Un jeune sorti depuis peu d’une licence de journalisme en Angleterre me partage son projet professionnel. Nous échangeons sur le métier, l’investigation, le reportage en zone de conflit. Il est à la recherche d’un stage dans le journalisme vidéo, car l’épidémie l’a privé de ce moment important dans les études. Nous échangeons nos coordonnées.
Le sommeil était au rendez-vous. Le bruit régulier du train berce. Et j’ai eu la chance de ne pas partager la cabine avec un ronfleur (Bon, c’était peut-être moi l’importun… mais personne n’a fait de remarque).
Surprise sur le front de l’électricité
Natacha Kabatsiy, la directrice du Comité d’aide médicale Zakarpatia, une ONG qui mène des actions humanitaires dans tout le pays et avec qui je travaille, m’accueille à Uzhgorod, la capitale de la région de Transcarpatie située près de la Slovaquie.

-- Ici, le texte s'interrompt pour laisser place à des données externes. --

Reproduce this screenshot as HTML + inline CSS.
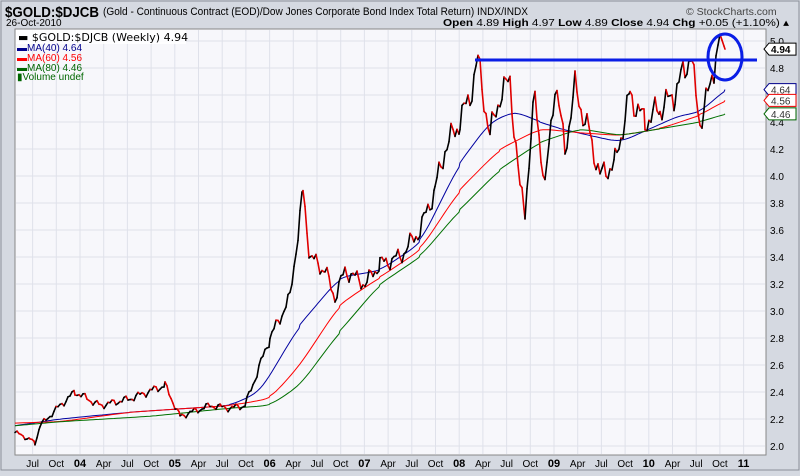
<!DOCTYPE html><html><head><style>
body{margin:0;width:800px;height:471px;overflow:hidden;background:#d5d9e1;font-family:"Liberation Sans",sans-serif}
</style></head><body>
<svg width="800" height="471" xmlns="http://www.w3.org/2000/svg" font-family="Liberation Sans, sans-serif">
<rect x="0" y="0" width="800" height="471" fill="#d5d9e1"/>
<rect x="1" y="1" width="798" height="469" fill="none" stroke="#8a8f99"/>
<text x="5" y="17" font-size="15" font-weight="bold" fill="#000" textLength="94" lengthAdjust="spacingAndGlyphs">$GOLD:$DJCB</text>
<text x="103" y="15" font-size="11" fill="#000" textLength="425" lengthAdjust="spacingAndGlyphs">(Gold - Continuous Contract (EOD)/Dow Jones Corporate Bond Index Total Return)  INDX/INDX</text>
<text x="686" y="15" font-size="10.5" fill="#444">© StockCharts.com</text>
<text x="6" y="26" font-size="10" fill="#000">26-Oct-2010</text>
<text x="443" y="26" font-size="10.5" fill="#000" textLength="346" lengthAdjust="spacingAndGlyphs"><tspan font-weight="bold">Open</tspan> 4.89 <tspan font-weight="bold">High</tspan> 4.97 <tspan font-weight="bold">Low</tspan> 4.89 <tspan font-weight="bold">Close</tspan> 4.94 <tspan font-weight="bold">Chg</tspan> +0.05 (+1.10%) ▴</text>
<rect x="15" y="29" width="751" height="426" fill="#f7f7fb" stroke="#888"/>
<g id="grid" stroke="#dfe1ea" stroke-width="1"></g>
<g id="lines"></g>
<rect x="16" y="30" width="170" height="14" fill="#fff" opacity="0.85"/>
<text x="18" y="41" font-size="11" fill="#000" font-family="DejaVu Sans, sans-serif">▬ $GOLD:$DJCB (Weekly) 4.94</text>
<g font-size="10">
<text x="17" y="51" fill="#00008b">▬MA(40) 4.64</text>
<text x="17" y="61" fill="#f00">▬MA(60) 4.56</text>
<text x="17" y="71" fill="#060">▬MA(80) 4.46</text>
<text x="17" y="80" fill="#060">▮Volume undef</text>
</g>
<g id="axis" font-size="10" fill="#000"></g>
<line x1="475" y1="60" x2="757" y2="60" stroke="#0a1ee6" stroke-width="3"/>
<ellipse cx="725" cy="57" rx="17" ry="23" fill="none" stroke="#0a1ee6" stroke-width="3"/>
</svg>
<script>
const NS="http://www.w3.org/2000/svg";
const Y=v=>446-(v-2)*135;
const grid=document.getElementById('grid'),axis=document.getElementById('axis'),L=document.getElementById('lines');
function el(t,a,p){const e=document.createElementNS(NS,t);for(const k in a)e.setAttribute(k,a[k]);p.appendChild(e);return e}
for(let v=2.0;v<=5.01;v+=0.2){const y=Y(v);el('line',{x1:16,x2:765,y1:y,y2:y},grid);
 const t=el('text',{x:770,y:y+4},axis);t.textContent=v.toFixed(1);}
const yrs=['04','05','06','07','08','09','10','11'];
for(let q=-2;q<=28;q++){const x=80+q*23.7;if(x<20||x>760)continue;
 el('line',{x1:x,x2:x,y1:30,y2:454},grid);
 const m=((q%4)+4)%4;const txt=m==0?yrs[Math.floor(q/4)]:['','Apr','Jul','Oct'][m];
 const t=el('text',{x:x,y:467,'text-anchor':'middle','font-weight':m==0?'bold':'normal','font-size':m==0?11:10},axis);t.textContent=txt;}
function interp(pts,step){const out=[];for(let i=0;i<pts.length-1;i++){const[a,b]=[pts[i],pts[i+1]];for(let x=a[0];x<b[0];x+=step){out.push([x,a[1]+(b[1]-a[1])*(x-a[0])/(b[0]-a[0])]);}}out.push(pts[pts.length-1]);return out}
function smooth(pts,n){let p=pts;for(let k=0;k<n;k++){p=p.map((q,i)=>i==0||i==p.length-1?q:[q[0],(p[i-1][1]+2*q[1]+p[i+1][1])/4]);}return p}
function poly(pts,col,w){el('polyline',{points:pts.map(p=>p[0].toFixed(1)+','+Y(p[1]).toFixed(1)).join(' '),fill:'none',stroke:col,'stroke-width':w},L)}
poly(smooth(interp([[15,2.15],[60,2.2],[130,2.25],[230,2.3],[260,2.4],[300,2.9],[340,3.25],[380,3.3],[420,3.5],[460,4.1],[490,4.4],[515,4.48],[540,4.4],[560,4.35],[590,4.3],[620,4.25],[650,4.35],[680,4.45],[700,4.47],[725,4.64]],3),12),'#0000a0',1);
poly(smooth(interp([[15,2.17],[60,2.18],[130,2.25],[230,2.3],[270,2.35],[300,2.6],[340,3.05],[380,3.25],[420,3.45],[460,3.9],[500,4.2],[540,4.35],[580,4.32],[620,4.3],[660,4.35],[700,4.45],[725,4.56]],3),12),'#ff0000',1);
poly(smooth(interp([[15,2.15],[60,2.18],[150,2.22],[230,2.28],[270,2.3],[300,2.45],[340,2.85],[380,3.2],[420,3.4],[460,3.75],[500,4.05],[540,4.25],[580,4.35],[620,4.3],[660,4.35],[700,4.4],[725,4.46]],3),12),'#007000',1);
const key=[[15,2.1],[30,2.05],[35,2.02],[40,2.15],[60,2.3],[75,2.4],[100,2.3],[130,2.35],[165,2.45],[180,2.22],[210,2.3],[230,2.28],[245,2.3],[255,2.5],[270,2.8],[290,3.1],[303,3.88],[310,3.4],[325,3.3],[335,3.1],[345,3.3],[365,3.2],[380,3.35],[400,3.4],[420,3.6],[435,3.9],[445,4.2],[460,4.4],[470,4.6],[478,4.85],[490,4.3],[500,4.6],[510,4.7],[520,3.9],[525,3.75],[535,4.6],[545,3.9],[555,4.7],[565,4.2],[575,4.65],[590,4.3],[600,4.0],[615,4.1],[630,4.6],[645,4.4],[660,4.5],[675,4.6],[690,4.9],[700,4.4],[710,4.65],[720,5.05],[725,4.94]];
const p=interp(key,2);
for(let i=0;i<p.length;i++){if(i>0&&i<p.length-1&&p[i][0]<716)p[i][1]+=(Math.sin(i*0.9)*0.6+Math.sin(i*2.1)*0.4)*0.05*(p[i][1]-1.6)/1.2;}
for(let i=0;i<p.length-1;i++){const up=p[i+1][1]>=p[i][1];
 el('line',{x1:p[i][0],y1:Y(p[i][1]),x2:p[i+1][0],y2:Y(p[i+1][1]),stroke:up?'#000':'#e00000','stroke-width':1.6,'stroke-linecap':'round'},L);}
[[4.94,'#000'],[4.64,'#00008b'],[4.56,'#e00'],[4.46,'#060']].forEach(([v,c])=>{const y=Y(v);
 el('path',{d:`M764 ${y} L769 ${y-6} H796 V${y+6} H769 Z`,fill:'#fff',stroke:c},axis);
 const t=el('text',{x:771,y:y+4,fill:v==4.94?'#000':'#333','font-weight':v==4.94?'bold':'normal'},axis);t.textContent=v.toFixed(2);});
</script>
</body></html>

Après un an de guerre, le moral est plutôt bon. Malgré les amis sur le front, malgré ceux qui sont prisonniers et ceux qui ont été tués. Mais l’action fait tenir. Et elle ne manque pas : le Comité d’aide médicale a reçu plus de 200 camions d’aide humanitaire de toute l’Europe et avec ses partenaires français et suisses, ils ont levé plus de 3,5 millions d’euros.
Natacha m’annonce qu’il n’y a pas eu de coupure de courant depuis trois semaines. Les Ukrainiens auraient-ils gagné la bataille de l’électricité ? En dehors des régions de l’Est où les bombardements détruisent quotidiennement les infrastructures, il n’y a plus de délestage dans tout le pays. Mais l’équilibre reste très fragile.
Beaucoup de réparations sont très provisoires. A Odessa, une nouvelle attaque pourrait menacer l’approvisionnement électrique de la région sans possibilité de réparation rapide, selon l’aveu même des responsables locaux.
Ces mots étaient prémonitoire. La nuit même du 8 au 9 mars, 81 missiles sont lancés. Seulement 31 ont été détruits par la défense antiaérienne. Ils ont une fois de plus visé des infrastructures électriques notamment. Plusieurs quartiers de Kyiv, les villes de Kharkiv et Odessa se retrouvent dans le noir.
Immédiatement le téléphone du Comité d’aide médicale sonne : plusieurs hôpitaux réclament des générateurs.
Ce même jour, plusieurs générateurs partent pour garantir de l’énergie aux structure essentielles, dont cet imposant groupe électrogène pour le service des eaux de la ville de Kramatorsk, une grande ville industrielle de l’est du pays, devenue de facto la capitale régionale de l’oblast de Donetsk.
Direction l’est !
Départ dimanche pour les régions de Dnipro puis de Zaporizhzhia. Vingt-deux heures de train jusqu’à Dnipro. L’occasion de tester les trains ukrainiens. Le coût du billet est de 40 € avec une couchette. Les trains ont joué un rôle très important dans la résistance des Ukrainiens en permettant l’évacuation des civils mais aussi le transport des hommes, des armes et de l’aide humanitaire.
J’essaie de préparer différents sujets de reportage. Mais je vais aussi conduire des évaluations sur la situation humanitaire dans ces deux régions.